– Когда понял, что контракт истек. И когда ехал забирать тебя из клуба, то именно это и хотел обсудить, – ошарашил меня Шульц. Заставляя задохнуться от переполняющих изнутри эмоций. Они били по мне молниями снова и снова. Как гребаные разряды в самое сердце. Конрад хотел предложить мне эту должность с самого начала! И прежде чем я успела хоть что-то сказать, Шульц провел пальцами по своим волосам, растрепывая их еще больше, протянув себе под нос: – Но затем увидел тебя там, на шесте, и… шестеренки в голове встали на свои места. Это все казалось слишком очевидным, чтобы распознать сразу… Причина, по которой я так сильно не хотел тебя отпускать замуж за другого: ты нужна была мне самому. – Конрад уставился себе под ноги, усмехнувшись чему-то, ведомому лишь ему одному.

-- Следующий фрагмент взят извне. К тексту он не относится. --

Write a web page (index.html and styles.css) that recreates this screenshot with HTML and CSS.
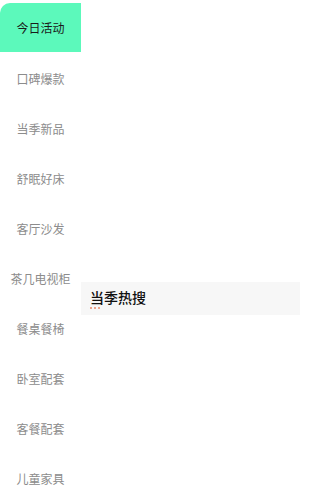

– О чем ты думаешь? – прошептала я с безумной надеждой, что сейчас он не откажет мне, не позволит снова недосказанности встать топором между нами. Слишком много этого было ранее.
– Не важно, – вдруг протянул Шульц, сердце мое дало болезненный импульс. Но, когда Шульц взглянул на меня, поморщился. Видимо, я выглядела уж слишком обнадеженной. – Ох, Эмми… Я думаю о том, какой прекрасной ты была, когда я всю ночь на руках носил тебя в туалетную комнату, пока тебя тошнило после наркотика. Ты постоянно кидалась на меня в попытках совратить, а потом без умолку трещала про какого-то попугая, живущего в доме вашего консьержа. Это было чертовски забавно.
– Оу, – кажется, даже мои уши стали пунцовыми после откровения Шульца. Но в тот же самый момент, между стыдом и чувством вины внутри воспылало что-то совершенно иное, горячее и испепеляющее сердце изнутри, как настоящая печь. Конрад не просто притащил меня в офис после бурной ночи в клубе, он ухаживал за мной и терпел всякие бредни. Смахнув слезы, я сдавленно выпалила: – Спасибо, что рассказал. И я хочу, чтобы впредь ты говорил со мной, прошу тебя.
– Именно поэтому я и не хотел рассказывать, – шикнул мужчина, морщась. – Мы не в сказке, детка. Не надо считать что-то обычное чем-то геройским и…
Мои губы накрыли его мягко, словно нежное взбитое перышко из старых перин. Он замер тут же, позволяя моему языку действовать первым, неумело и боязно, зато от чистого сердца. Когда я отстранилась, то несмело заглянула в глаза Шульцу, пытаясь понять, насколько правильно все сделала. Ведь это был первый поцелуй, в котором главенствовала я. Глаза Конрада смотрели на меня с поволокой, и если бы не бесчисленные оргазмы в морозилке, я бы всерьез поверила, что он возбужден и раздевает меня взглядом.